The thing is, nobody intended for this to happen. It just accumulated. One meeting here, one sync there. By the time anyone noticed, the APAC team was regularly working outside their stated hours.

What Actually Works

The teams I've seen handle this well had one thing in common: they treated timezone equity as a real constraint, not an afterthought.

This meant scheduling meetings in the overlap window, not in someone's evening. Rotating the pain—when APAC takes the early call one week, they get a pass the next. Defaulting to async for decisions that don't need real-time discussion.

That last one is the most powerful. Not every code review needs a call. If you can write it down instead of talking it through, you buy back timezone flexibility for everyone.

The Tool Question

I built the Team Timezone Coordinator because I kept burning time on manual timezone math. The heatmap makes it obvious where the problems are—who's forced into bad hours, where the overlap actually exists.

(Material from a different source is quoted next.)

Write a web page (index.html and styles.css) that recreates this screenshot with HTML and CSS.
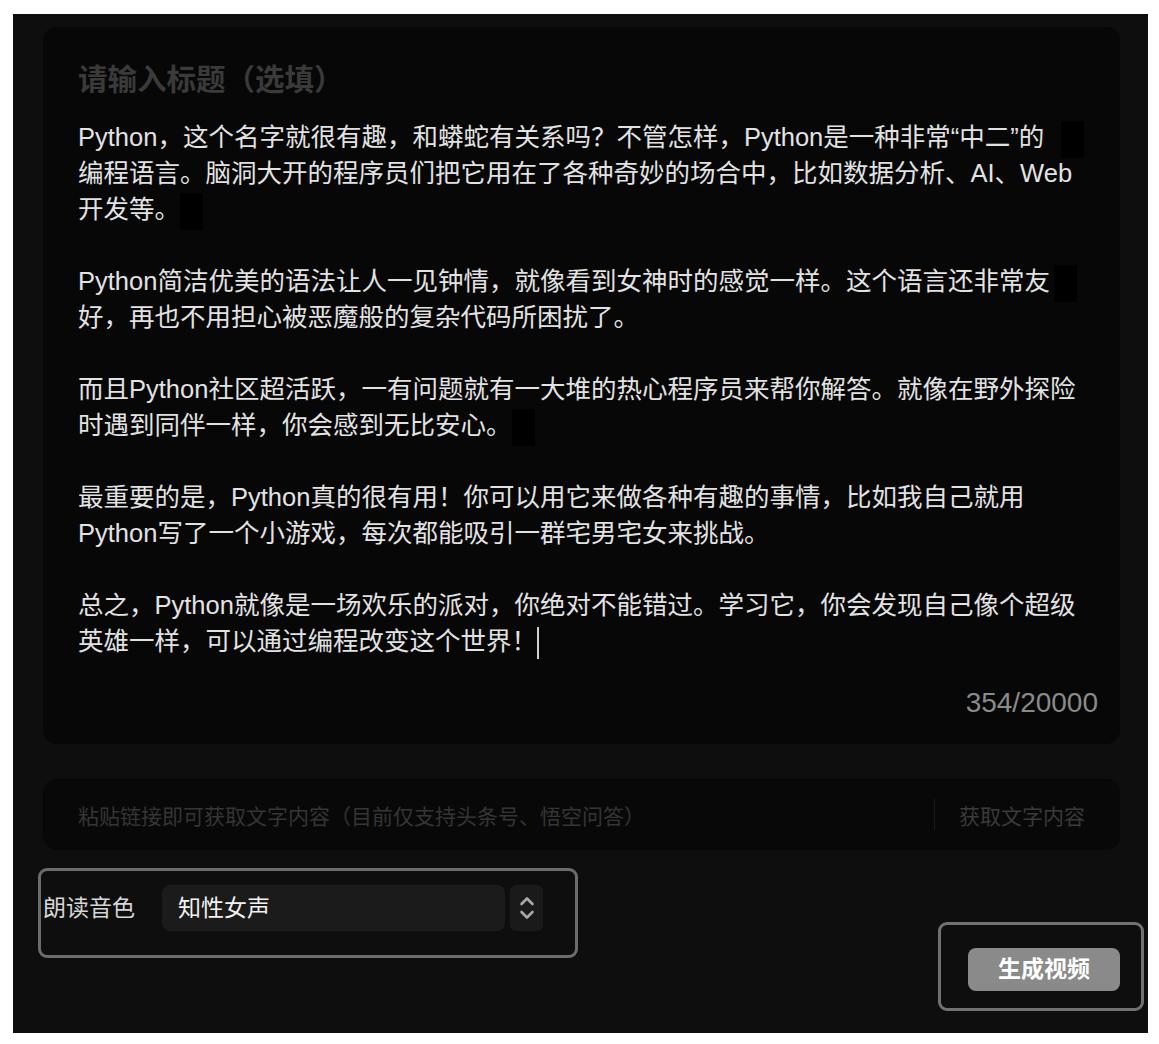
FILE: index.html
```html
<!DOCTYPE html>
<html lang="zh-CN">
<head>
<meta charset="utf-8">
<title>生成视频</title>
<link rel="stylesheet" href="styles.css">
</head>
<body>
<div class="panel">
  <div class="card">
    <div class="title">请输入标题（选填）</div>
    <div class="body">
      <div class="line">Python，这个名字就很有趣，和蟒蛇有关系吗？不管怎样，Python是一种非常“中二”的<span class="blk blk-far"></span></div>
      <div class="line">编程语言。脑洞大开的程序员们把它用在了各种奇妙的场合中，比如数据分析、AI、Web</div>
      <div class="line">开发等。<span class="blk"></span></div>
      <div class="line"></div>
      <div class="line">Python简洁优美的语法让人一见钟情，就像看到女神时的感觉一样。这个语言还非常友<span class="blk blk-near"></span></div>
      <div class="line">好，再也不用担心被恶魔般的复杂代码所困扰了。</div>
      <div class="line"></div>
      <div class="line">而且Python社区超活跃，一有问题就有一大堆的热心程序员来帮你解答。就像在野外探险</div>
      <div class="line">时遇到同伴一样，你会感到无比安心。<span class="blk"></span></div>
      <div class="line"></div>
      <div class="line">最重要的是，Python真的很有用！你可以用它来做各种有趣的事情，比如我自己就用</div>
      <div class="line">Python写了一个小游戏，每次都能吸引一群宅男宅女来挑战。</div>
      <div class="line"></div>
      <div class="line">总之，Python就像是一场欢乐的派对，你绝对不能错过。学习它，你会发现自己像个超级</div>
      <div class="line">英雄一样，可以通过编程改变这个世界！<span class="caret"></span></div>
    </div>
    <div class="count">354/20000</div>
  </div>

  <div class="linkbar">
    <div class="link-ph">粘贴链接即可获取文字内容（目前仅支持头条号、悟空问答）</div>
    <div class="sep"></div>
    <div class="fetch">获取文字内容</div>
  </div>

  <div class="bottom">
    <div class="voice">
      <div class="voice-label">朗读音色</div>
      <div class="select">知性女声</div>
      <div class="stepper">
        <svg width="16" height="34" viewBox="0 0 16 34">
          <path d="M2.5 13 L8 7.5 L13.5 13" fill="none" stroke="#a8a8a8" stroke-width="2.6" stroke-linecap="round" stroke-linejoin="round"/>
          <path d="M2.5 21 L8 26.5 L13.5 21" fill="none" stroke="#a8a8a8" stroke-width="2.6" stroke-linecap="round" stroke-linejoin="round"/>
        </svg>
      </div>
    </div>
    <div class="btnbox">
      <div class="btn">生成视频</div>
    </div>
  </div>
</div>
</body>
</html>
```

FILE: styles.css
```css
html, body {
  margin: 0;
  padding: 0;
  background: #ffffff;
}
body {
  font-family: "Liberation Sans", "Noto Sans CJK SC", sans-serif;
  text-spacing-trim: space-all;
}
.panel {
  margin: 14px 0 0 13px;
  width: 1135px;
  height: 1019px;
  box-sizing: border-box;
  padding: 13px 28px 0 30px;
  background: #0e0e0e;
  display: flex;
  flex-direction: column;
}
.card {
  background: #070707;
  border-radius: 14px;
  height: 717px;
  box-sizing: border-box;
  padding: 35px 22px 0 35px;
  display: flex;
  flex-direction: column;
}
.title {
  font-size: 29.5px;
  line-height: 36px;
  font-weight: bold;
  color: #3a3a3a;
  white-space: nowrap;
}
.body {
  margin-top: 21px;
  font-size: 25.5px;
  line-height: 36px;
  color: #e2e2e2;
}
.line {
  height: 36px;
  white-space: nowrap;
}
.blk {
  display: inline-block;
  width: 23px;
  height: 37px;
  background: #000;
  vertical-align: middle;
  margin-left: 0;
}
.blk-far {
  margin-left: 17px;
}
.blk-near {
  margin-left: 4px;
}
.caret {
  display: inline-block;
  width: 2px;
  height: 32px;
  background: #d0d0d0;
  vertical-align: middle;
  margin-left: 0;
}
.count {
  margin-top: 26px;
  align-self: flex-end;
  font-size: 28px;
  line-height: 36px;
  color: #8a8a8a;
}
.linkbar {
  margin-top: 35px;
  height: 71px;
  background: #080808;
  border-radius: 14px;
  display: flex;
  align-items: center;
  padding: 0 35px;
  font-size: 21px;
}
.link-ph {
  flex: 1;
  color: #353535;
  white-space: nowrap;
}
.sep {
  width: 1px;
  height: 31px;
  background: #1c1c1c;
  margin-right: 24px;
}
.fetch {
  color: #3a3a3a;
  white-space: nowrap;
}
.bottom {
  margin-top: 18px;
  display: flex;
  justify-content: space-between;
  align-items: flex-start;
}
.voice {
  margin-left: -5px;
  width: 540px;
  height: 90px;
  box-sizing: border-box;
  border: 3px solid #6c6c6c;
  border-radius: 9px;
  padding: 14px 0 0 2px;
  display: flex;
  align-items: flex-start;
}
.voice-label {
  font-size: 23px;
  line-height: 46px;
  color: #d6d6d6;
  margin-right: 27px;
}
.select {
  width: 343px;
  height: 46px;
  box-sizing: border-box;
  background: #1b1b1b;
  border-radius: 8px;
  padding-left: 16px;
  font-size: 23px;
  line-height: 46px;
  color: #f2f2f2;
}
.stepper {
  margin-left: 5px;
  width: 33px;
  height: 46px;
  background: #1a1a1a;
  border-radius: 6px;
  display: flex;
  align-items: center;
  justify-content: center;
}
.btnbox {
  margin-top: 54px;
  margin-right: -24px;
  width: 206px;
  height: 89px;
  box-sizing: border-box;
  border: 3px solid #717171;
  border-radius: 9px;
  padding: 23px 21px 0 27px;
}
.btn {
  height: 43px;
  background: #8a8a8a;
  border-radius: 8px;
  color: #ffffff;
  font-size: 23px;
  font-weight: bold;
  line-height: 43px;
  text-align: center;
}
```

It's a small thing, but seeing the problem visually helps. It's easier to have the "we need to fix this" conversation when you can point at a red heatmap instead of just complaining abstractly.

The Real Fix

Honestly, the real fix is cultural. You need to actually care about whether your teammate in Tokyo is getting reasonable sleep. Not just say you care, but structure your meetings around it.

If you can't get leadership to care about timezone equity, nothing else matters. You can have the best tools, the best processes, but if someone's always getting screwed, they'll eventually leave.